I noticed the use of pramipexole for the treatment of depression in a note in Psychiatry Drug Alerts. Initial reports suggested the use of pramipexole as an augmentation for current treatment with antidepressants—later and more hesitantly it was suggested as primary therapy. I am aware of no systematic large-scale studies of pramipexole as a treatment for depression.
My small group included 22 patients, 11 of each gender, who were treated in the course of psychoanalytic psychotherapy. They ranged in age from 20 to 60 years. They received treatment from less than 1 month to more than 6 months. In eight instances, pramipexole was combined with other antidepressant medications. Twenty of these patients had depression with another diagnosis on the manic-depressive spectrum, including borderline personality disorder. Two patients were severely inhibited, with profoundly low self-esteem. Eight experienced rapid cycling. The patients gave their oral assent to participate in the study.
After treatment with pramipexole, 13 of the 22 patients experienced complete or impressive alleviation of their depressive state; six were taking pramipexole alone, and seven had pramipexole added to their current antidepressant regimen, which had previously been ineffective. In five other patients, the illness was more complex and usually involved cycling—rapid or intermediate—accompanying borderline personality or bipolar disorder. Pramipexole contributed significantly to alleviation of the depressive component of the illness, but that was not enough to resolve the complex clinical picture of these five patients. One patient had to stop taking the drug at a dose of 3 mg/day because of unacceptable side effects; he received no therapeutic benefit at lower doses. Three patients could not tolerate the drug at all. In all, five patients could take no more than 0.5 mg/day or did well with less, four did well taking 0.5–1.0 mg/day, eight required 1–3 mg/day, and five required more than 3 mg/day. No patient took more than 4.5 mg/day.
The study group included three women who could tolerate no antidepressants; neither could they tolerate pramipexole. One complained of confusion, a second of sleepiness, and a third of "wired" and "spacey" sensations. For two of the women, even a small fraction of a tablet produced side effects. The other woman took no more than 0.5 mg t.i.d.

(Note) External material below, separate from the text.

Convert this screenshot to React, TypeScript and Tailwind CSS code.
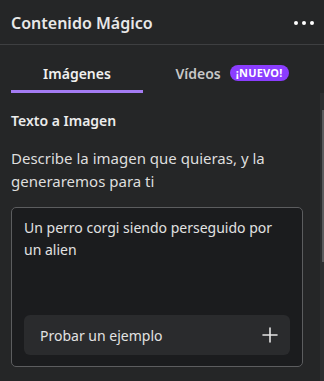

It was necessary in most cases to increase the dose over time as tolerance developed. However, tolerance did not develop any more quickly than with other antidepressants. Whenever a patient reached a maximum dose of 4.5 mg/day of pramipexole, if it was necessary to augment the dose, I added another antidepressant. In no case did pramipexole seem to become completely ineffectual. Side effects were relatively few and included nausea, sleepiness, and unremitting alertness, which for some patients led to a sleep deficit.
I infer from this study that pramipexole possesses significant antidepressant potency and is no less effective than any of the other antidepressants in use. It has relatively few side effects, has high patient acceptability, and is no more likely to require larger doses than any other antidepressant. I hesitate to prescribe it as a first-line treatment for depression because patients do not welcome having to take medication three times a day.
Recently, I have been prescribing ropinirole, which is similar to pramipexole except that it possesses some opioid characteristics. In the few months that I have been prescribing it, I find that patients prefer it to pramipexole and that it is more likely to raise self-esteem than pramipexole or conventional antidepressants. However, it seems to induce sleepiness as a side effect more often than does pramipexole.